In communications to Amadon after the reorganized sale began, Michael Bouhanna, head of digital art and NFTs at Sotheby’s, chalked up Amadon’s absence to a miscommunication, not a deliberate decision.

Amadon said he was aware that some of the male artists were unhappy with him.

“One artist actually told me they couldn’t drop out also because I’d already done it,” Amadon said in a direct message on Twitter. “I just did what I felt was the right thing to do. I don’t get a few artists’ obsession [that] I should have told them first. We’re supposed to be all about individual choice. They were free to make their own choices.”

Female and nonbinary artists included in the show said they hoped not to get in the middle of a feud between male artists. They had been insulted by their exclusion from the show to begin with, especially considering how pivotal female and trans artists have been to the development of Glitch art. At this point, some said, they wanted to focus on making sure that the newly involved artists found success in the sale.

“I’ve had to put in a lot of work to make sure my collectors were onboarded so they could bid, and I know I’m not the only one who has had to put in a lot of footwork to get collectors for the show,” Empress Trash, one of the artists in the sale, told ARTnews. Overall, though, she said she is appreciative that Sotheby’s made the changes that they made but “gives the flowers” to the female and trans artists who organized to make it happen, like Rosa Menkman and OONA.

As far as Amadon’s situation, Empress Trash said that there was a lack of transparency about why his work didn’t make the final cut.

“It wasn’t a publicity stunt—he really did want the show to be inclusive,” said Empress Trash.
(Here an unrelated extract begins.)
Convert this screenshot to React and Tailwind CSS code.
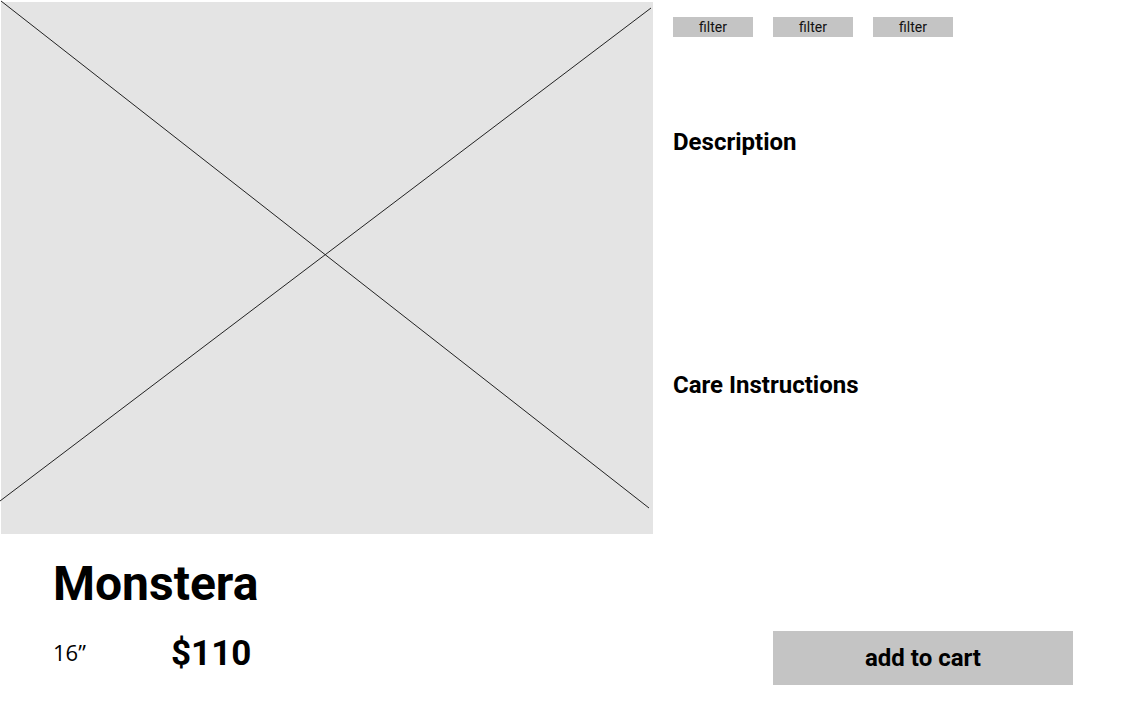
import React from 'react';

const filters = ['filter', 'filter', 'filter'];

function ImagePlaceholder() {
  return (
    <div className="relative ml-px mt-[2px] h-[532px] w-[652px] shrink-0 bg-[#e4e4e4]">
      <svg
        className="absolute inset-0 overflow-visible"
        width="652"
        height="532"
        viewBox="0 0 652 532"
      >
        <line x1="0" y1="-1" x2="648" y2="506" stroke="#222" strokeWidth="1" />
        <line x1="-1" y1="499" x2="650" y2="6" stroke="#222" strokeWidth="1" />
      </svg>
    </div>
  );
}

export default function App() {
  return (
    <div
      className="relative h-[721px] w-[1126px] overflow-hidden bg-white text-black"
      style={{ fontFamily: 'Roboto, "Liberation Sans", sans-serif' }}
    >
      {/* top: image + details */}
      <div className="flex">
        <ImagePlaceholder />

        <div className="flex flex-col pl-5 pt-[17px]">
          <div className="flex gap-5">
            {filters.map((f, i) => (
              <button
                key={i}
                className="flex h-5 w-20 items-center justify-center bg-[#c4c4c4] text-[14px] leading-none text-[#111]"
              >
                {f}
              </button>
            ))}
          </div>

          <h2 className="mt-[93px] text-[24px] font-bold leading-none">Description</h2>
          <h2 className="mt-[219px] text-[24px] font-bold leading-none">Care Instructions</h2>
        </div>
      </div>

      {/* bottom: name, size, price, cart */}
      <div className="pl-[53px] pr-[53px]">
        <h1 className="mt-[26px] text-[48px] font-bold leading-none">Monstera</h1>

        <div className="mt-[23px] flex items-start">
          <span
            className="mt-[10px] w-[118px] text-[22px] leading-none"
            style={{ fontFamily: '"Open Sans", sans-serif' }}
          >
            16”
          </span>
          <span className="mt-[5px] text-[35px] font-bold leading-none">$110</span>

          <button className="ml-auto flex h-[54px] w-[300px] items-center justify-center bg-[#c4c4c4] text-[24px] font-bold leading-none">
            add to cart
          </button>
        </div>
      </div>
    </div>
  );
}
Referring to his choice not to be vocal about his exclusion from sale, she added, “It’s a testament to him that he’s been mindful to step aside from the narrative.”

She remained optimistic about the sale overall, saying, “There is no better way for us to get into an auction house than disrupting an auction, and that’s what glitch art is, disruption. I view everything that happened with this as art in itself.”